The woman who ran the centre was Pakistani, and she recognized some of the signs of abuse even before I knew what to call it. She saw how jittery I would get if the sessions were running long, or how I’d have to ask permission from my husband if there were any changes to the schedule. She let me use the phone to call my parents. I tearfully told my father what was happening, that I felt imprisoned and helpless. He was horrified, but advised me to wait until I got my Canadian citizenship. "That way you won’t risk losing your daughter," he said. And so I waited another year. Throughout this period, I resumed my education, taking high school courses by correspondence. I applied to university several times. I was always accepted, but my husband would never pay
the tuition.
In 2005, I told my husband that I wanted to go home to visit my family for four months. It had been five years since I’d last seen them. When he told me he didn’t have the money, my father sent plane tickets for me and my daughter, who was four by then. On my way to the airport, I asked my husband for $10 to buy myself a coffee and my daughter a snack. "Bitch, go ask your father for that too," he told me, as he dropped me off at Pearson. When my parents picked me up at the airport, they almost didn’t recognize me. I’d lost so much weight I looked skeletal.

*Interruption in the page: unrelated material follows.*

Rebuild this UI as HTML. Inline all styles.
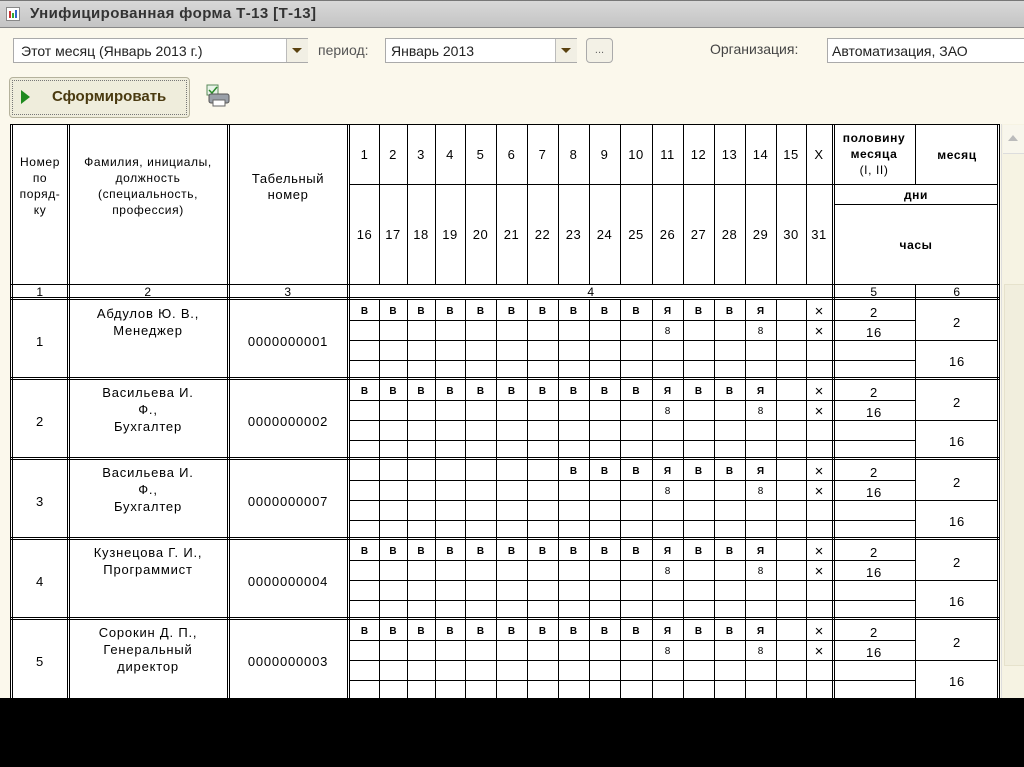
<!DOCTYPE html>
<html><head><meta charset="utf-8"><style>
html,body{margin:0;padding:0;width:1024px;height:767px;overflow:hidden;background:#fbf8ec;font-family:"Liberation Sans","DejaVu Sans",sans-serif}
.abs{position:absolute}
</style></head><body>
<div class="abs" style="left:0;top:0;width:1024px;height:28px;background:linear-gradient(#d8d8d8,#c4c4c4);border-top:1px solid #777;border-bottom:1px solid #888;box-sizing:border-box"></div>
<div class="abs" style="left:6px;top:7px;width:12px;height:12px;border:1px solid #888;background:#fff"><div class="abs" style="left:2px;top:3px;width:2px;height:7px;background:#c33"></div><div class="abs" style="left:5px;top:5px;width:2px;height:5px;background:#3a3"></div><div class="abs" style="left:8px;top:2px;width:2px;height:8px;background:#36c"></div></div>
<div class="abs" style="left:30px;top:5px;font-size:15px;font-weight:bold;color:#333;letter-spacing:0.4px">Унифицированная форма Т-13 [Т-13]</div>

<div class="abs" style="left:13px;top:38px;width:295px;height:25px;background:#fff;border:1px solid #aaa;box-sizing:border-box;font-size:14px;color:#222;padding:4px 7px">Этот месяц (Январь 2013 г.)</div>
<div class="abs" style="left:286px;top:39px;width:21px;height:23px;background:#f1efe4;border-left:1px solid #bbb"><div class="abs" style="left:5px;top:9px;border-left:5px solid transparent;border-right:5px solid transparent;border-top:5px solid #5a4210"></div></div>
<div class="abs" style="left:318px;top:42px;font-size:14px;color:#555">период:</div>
<div class="abs" style="left:385px;top:38px;width:192px;height:25px;background:#fff;border:1px solid #aaa;box-sizing:border-box;font-size:14px;color:#222;padding:4px 5px">Январь 2013</div>
<div class="abs" style="left:555px;top:39px;width:21px;height:23px;background:#f1efe4;border-left:1px solid #bbb"><div class="abs" style="left:5px;top:9px;border-left:5px solid transparent;border-right:5px solid transparent;border-top:5px solid #5a4210"></div></div>
<div class="abs" style="left:586px;top:38px;width:27px;height:25px;background:#f3f1e6;border:1px solid #aaa;border-radius:4px;box-sizing:border-box;font-size:11px;color:#666;text-align:center;line-height:22px">...</div>
<div class="abs" style="left:710px;top:41px;font-size:14px;color:#444">Организация:</div>
<div class="abs" style="left:827px;top:38px;width:200px;height:25px;background:#fff;border:1px solid #aaa;box-sizing:border-box;font-size:14px;color:#222;padding:4px 4px">Автоматизация, ЗАО</div>

<div class="abs" style="left:9px;top:77px;width:181px;height:41px;background:#efeddc;border:1px solid #b5b29c;border-radius:4px;box-sizing:border-box"><div class="abs" style="left:2px;top:2px;right:2px;bottom:2px;border:1px dotted #777"></div><div class="abs" style="left:11px;top:12px;border-top:7px solid transparent;border-bottom:7px solid transparent;border-left:9px solid #1f8a1f"></div><div class="abs" style="left:42px;top:10px;font-size:15px;font-weight:bold;color:#4a3a10">Сформировать</div></div>
<svg class="abs" style="left:205px;top:84px" width="26" height="24"><rect x="2" y="1" width="11" height="10" fill="#e8f3e8" stroke="#5a8a5a"/><path d="M4 6l3 3 5-6" stroke="#2a8a2a" fill="none" stroke-width="1.5"/><rect x="4" y="10" width="20" height="9" rx="2" fill="#9aa0a8" stroke="#555"/><rect x="8" y="16" width="12" height="6" fill="#fff" stroke="#666"/></svg>

<div class="abs" style="left:1001px;top:124px;width:23px;height:574px;background:#f6f3e3;border-left:1px solid #ddd"><div class="abs" style="left:1px;top:1px;width:21px;height:28px;background:#f8f6ec;border-bottom:1px solid #ddd"></div><div class="abs" style="left:6px;top:11px;border-left:5px solid transparent;border-right:5px solid transparent;border-bottom:6px solid #bbb"></div><div class="abs" style="left:2px;top:160px;width:19px;height:380px;background:#f1eedd;border:1px solid #e6e2cc"></div></div>

<svg class="abs" style="left:0;top:0" width="1024" height="767" font-family="Liberation Sans, DejaVu Sans, sans-serif" fill="#000">
<rect x="10" y="124" width="990" height="574" fill="#fff"/>
<g stroke="#000" stroke-width="1" shape-rendering="crispEdges">
<line x1="10.5" y1="124" x2="10.5" y2="698"/><line x1="12.5" y1="124" x2="12.5" y2="698"/>
<line x1="67.5" y1="124" x2="67.5" y2="698"/><line x1="69.5" y1="124" x2="69.5" y2="698"/>
<line x1="227.5" y1="124" x2="227.5" y2="698"/><line x1="229.5" y1="124" x2="229.5" y2="698"/>
<line x1="347.5" y1="124" x2="347.5" y2="698"/><line x1="349.5" y1="124" x2="349.5" y2="698"/>
<line x1="832.5" y1="124" x2="832.5" y2="698"/><line x1="834.5" y1="124" x2="834.5" y2="698"/>
<line x1="997.5" y1="124" x2="997.5" y2="698"/><line x1="999.5" y1="124" x2="999.5" y2="698"/>
<line x1="915.5" y1="124" x2="915.5" y2="184"/><line x1="915.5" y1="284" x2="915.5" y2="698"/>
<line x1="10" y1="124.5" x2="1000" y2="124.5"/>
<line x1="350" y1="184.5" x2="998" y2="184.5"/>
<line x1="835" y1="204.5" x2="998" y2="204.5"/>
<line x1="10" y1="284.5" x2="1000" y2="284.5"/>
<line x1="10" y1="297.5" x2="1000" y2="297.5"/><line x1="10" y1="299.5" x2="1000" y2="299.5"/>
<line x1="379.5" y1="124" x2="379.5" y2="284"/><line x1="407.5" y1="124" x2="407.5" y2="284"/><line x1="435.5" y1="124" x2="435.5" y2="284"/><line x1="465.5" y1="124" x2="465.5" y2="284"/><line x1="496.5" y1="124" x2="496.5" y2="284"/><line x1="527.5" y1="124" x2="527.5" y2="284"/><line x1="558.5" y1="124" x2="558.5" y2="284"/><line x1="589.5" y1="124" x2="589.5" y2="284"/><line x1="620.5" y1="124" x2="620.5" y2="284"/><line x1="652.5" y1="124" x2="652.5" y2="284"/><line x1="683.5" y1="124" x2="683.5" y2="284"/><line x1="714.5" y1="124" x2="714.5" y2="284"/><line x1="745.5" y1="124" x2="745.5" y2="284"/><line x1="776.5" y1="124" x2="776.5" y2="284"/><line x1="806.5" y1="124" x2="806.5" y2="284"/>
<line x1="379.5" y1="300" x2="379.5" y2="698"/><line x1="407.5" y1="300" x2="407.5" y2="698"/><line x1="435.5" y1="300" x2="435.5" y2="698"/><line x1="465.5" y1="300" x2="465.5" y2="698"/><line x1="496.5" y1="300" x2="496.5" y2="698"/><line x1="527.5" y1="300" x2="527.5" y2="698"/><line x1="558.5" y1="300" x2="558.5" y2="698"/><line x1="589.5" y1="300" x2="589.5" y2="698"/><line x1="620.5" y1="300" x2="620.5" y2="698"/><line x1="652.5" y1="300" x2="652.5" y2="698"/><line x1="683.5" y1="300" x2="683.5" y2="698"/><line x1="714.5" y1="300" x2="714.5" y2="698"/><line x1="745.5" y1="300" x2="745.5" y2="698"/><line x1="776.5" y1="300" x2="776.5" y2="698"/><line x1="806.5" y1="300" x2="806.5" y2="698"/>
<line x1="350" y1="320.5" x2="915" y2="320.5"/><line x1="350" y1="340.5" x2="998" y2="340.5"/><line x1="350" y1="360.5" x2="915" y2="360.5"/>
<line x1="10" y1="377.5" x2="1000" y2="377.5"/><line x1="10" y1="379.5" x2="1000" y2="379.5"/>
<line x1="350" y1="400.5" x2="915" y2="400.5"/><line x1="350" y1="420.5" x2="998" y2="420.5"/><line x1="350" y1="440.5" x2="915" y2="440.5"/>
<line x1="10" y1="457.5" x2="1000" y2="457.5"/><line x1="10" y1="459.5" x2="1000" y2="459.5"/>
<line x1="350" y1="480.5" x2="915" y2="480.5"/><line x1="350" y1="500.5" x2="998" y2="500.5"/><line x1="350" y1="520.5" x2="915" y2="520.5"/>
<line x1="10" y1="537.5" x2="1000" y2="537.5"/><line x1="10" y1="539.5" x2="1000" y2="539.5"/>
<line x1="350" y1="560.5" x2="915" y2="560.5"/><line x1="350" y1="580.5" x2="998" y2="580.5"/><line x1="350" y1="600.5" x2="915" y2="600.5"/>
<line x1="10" y1="617.5" x2="1000" y2="617.5"/><line x1="10" y1="619.5" x2="1000" y2="619.5"/>
<line x1="350" y1="640.5" x2="915" y2="640.5"/><line x1="350" y1="660.5" x2="998" y2="660.5"/><line x1="350" y1="680.5" x2="915" y2="680.5"/>
</g>
<g font-size="13" text-anchor="middle" letter-spacing="0.5">
<text x="364.5" y="159">1</text>
<text x="393" y="159">2</text><text x="421" y="159">3</text><text x="450" y="159">4</text><text x="480.5" y="159">5</text><text x="511.5" y="159">6</text><text x="542.5" y="159">7</text><text x="573.5" y="159">8</text><text x="604.5" y="159">9</text><text x="636" y="159">10</text><text x="667.5" y="159">11</text><text x="698.5" y="159">12</text><text x="729.5" y="159">13</text><text x="760.5" y="159">14</text><text x="791" y="159">15</text><text x="819" y="159">Х</text>
<text x="364.5" y="239">16</text><text x="393" y="239">17</text><text x="421" y="239">18</text><text x="450" y="239">19</text><text x="480.5" y="239">20</text><text x="511.5" y="239">21</text><text x="542.5" y="239">22</text><text x="573.5" y="239">23</text><text x="604.5" y="239">24</text><text x="636" y="239">25</text><text x="667.5" y="239">26</text><text x="698.5" y="239">27</text><text x="729.5" y="239">28</text><text x="760.5" y="239">29</text><text x="791" y="239">30</text><text x="819" y="239">31</text>
</g>
<g font-size="12" text-anchor="middle" letter-spacing="0.6">
<text x="40" y="166">Номер</text><text x="40" y="182">по</text><text x="40" y="198">поряд-</text><text x="40" y="214">ку</text>
<text x="148" y="166">Фамилия, инициалы,</text><text x="148" y="182">должность</text><text x="148" y="198">(специальность,</text><text x="148" y="214">профессия)</text>
<text x="288" y="183" font-size="13">Табельный</text><text x="288" y="199" font-size="13">номер</text>
<text x="874" y="142" font-weight="bold">половину</text><text x="874" y="158" font-weight="bold">месяца</text><text x="874" y="174">(I, II)</text>
<text x="957" y="159" font-weight="bold">месяц</text>
<text x="916" y="199" font-weight="bold">дни</text>
<text x="916" y="249" font-weight="bold">часы</text>
<text x="40" y="296">1</text><text x="148" y="296">2</text><text x="288" y="296">3</text><text x="591" y="296">4</text><text x="874" y="296">5</text><text x="957" y="296">6</text>
</g>
<g font-size="13" text-anchor="middle" letter-spacing="0.8">
<text x="40" y="346">1</text><text x="148" y="318">Абдулов Ю. В.,</text><text x="148" y="335">Менеджер</text><text x="288" y="346">0000000001</text>
<text x="40" y="426">2</text><text x="148" y="397">Васильева И.</text><text x="148" y="414">Ф.,</text><text x="148" y="431">Бухгалтер</text><text x="288" y="426">0000000002</text>
<text x="40" y="506">3</text><text x="148" y="477">Васильева И.</text><text x="148" y="494">Ф.,</text><text x="148" y="511">Бухгалтер</text><text x="288" y="506">0000000007</text>
<text x="40" y="586">4</text><text x="148" y="557">Кузнецова Г. И.,</text><text x="148" y="574">Программист</text><text x="288" y="586">0000000004</text>
<text x="40" y="666">5</text><text x="148" y="637">Сорокин Д. П.,</text><text x="148" y="654">Генеральный</text><text x="148" y="671">директор</text><text x="288" y="666">0000000003</text>
<text x="874" y="317">2</text><text x="874" y="337">16</text><text x="957" y="327">2</text><text x="957" y="366">16</text>
<text x="874" y="397">2</text><text x="874" y="417">16</text><text x="957" y="407">2</text><text x="957" y="446">16</text>
<text x="874" y="477">2</text><text x="874" y="497">16</text><text x="957" y="487">2</text><text x="957" y="526">16</text>
<text x="874" y="557">2</text><text x="874" y="577">16</text><text x="957" y="567">2</text><text x="957" y="606">16</text>
<text x="874" y="637">2</text><text x="874" y="657">16</text><text x="957" y="647">2</text><text x="957" y="686">16</text>
</g>
<g font-size="10" font-weight="bold" text-anchor="middle">
<text x="364.5 393 421 450 480.5 511.5 542.5 573.5 604.5 636 667.5 698.5 729.5 760.5" y="314">ВВВВВВВВВВЯВВЯ</text>
<text x="364.5 393 421 450 480.5 511.5 542.5 573.5 604.5 636 667.5 698.5 729.5 760.5" y="394">ВВВВВВВВВВЯВВЯ</text>
<text x="573.5 604.5 636 667.5 698.5 729.5 760.5" y="474">ВВВЯВВЯ</text>
<text x="364.5 393 421 450 480.5 511.5 542.5 573.5 604.5 636 667.5 698.5 729.5 760.5" y="554">ВВВВВВВВВВЯВВЯ</text>
<text x="364.5 393 421 450 480.5 511.5 542.5 573.5 604.5 636 667.5 698.5 729.5 760.5" y="634">ВВВВВВВВВВЯВВЯ</text>
<g font-weight="normal"><text x="667.5 760.5" y="334">88</text><text x="667.5 760.5" y="414">88</text><text x="667.5 760.5" y="494">88</text><text x="667.5 760.5" y="574">88</text><text x="667.5 760.5" y="654">88</text></g>
</g>
<g font-size="15" text-anchor="middle">
<text x="819" y="316">×</text><text x="819" y="336">×</text><text x="819" y="396">×</text><text x="819" y="416">×</text><text x="819" y="476">×</text><text x="819" y="496">×</text><text x="819" y="556">×</text><text x="819" y="576">×</text><text x="819" y="636">×</text><text x="819" y="656">×</text>
</g>
<rect x="0" y="698" width="1024" height="69" fill="#000"/>
</svg>
</body></html>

My family were shocked. The bright, confident girl they knew had been replaced with a skittish, scared young woman. It took a couple of months for me to realize I could go to the mall on my own, or to the grocery store. These were small triumphs, but they helped build up my confidence. By the end of my visit, I was resolved not to go back to Canada. As soon as I delivered the news to my husband over the phone, he unleashed a flood of apologies. He told me he’d never hurt me again. He promised we’d move out of the house, that we’d live alone together like we used to.

He wore me down. In August 2005, I returned to Canada. We moved into a new apartment, and my husband was paying both his parents’ mortgage and our rent, leaving little money for anything else.
At first, he was kind again. But within a few months, I got pregnant with our second daughter, and the abuse resumed. I needed an escape plan, so I began tutoring and babysitting children in our apartment building, slowly saving money for five months until I had enough for my daughter and me to fly to Karachi, where my sister was getting married. This time I wasn’t coming back.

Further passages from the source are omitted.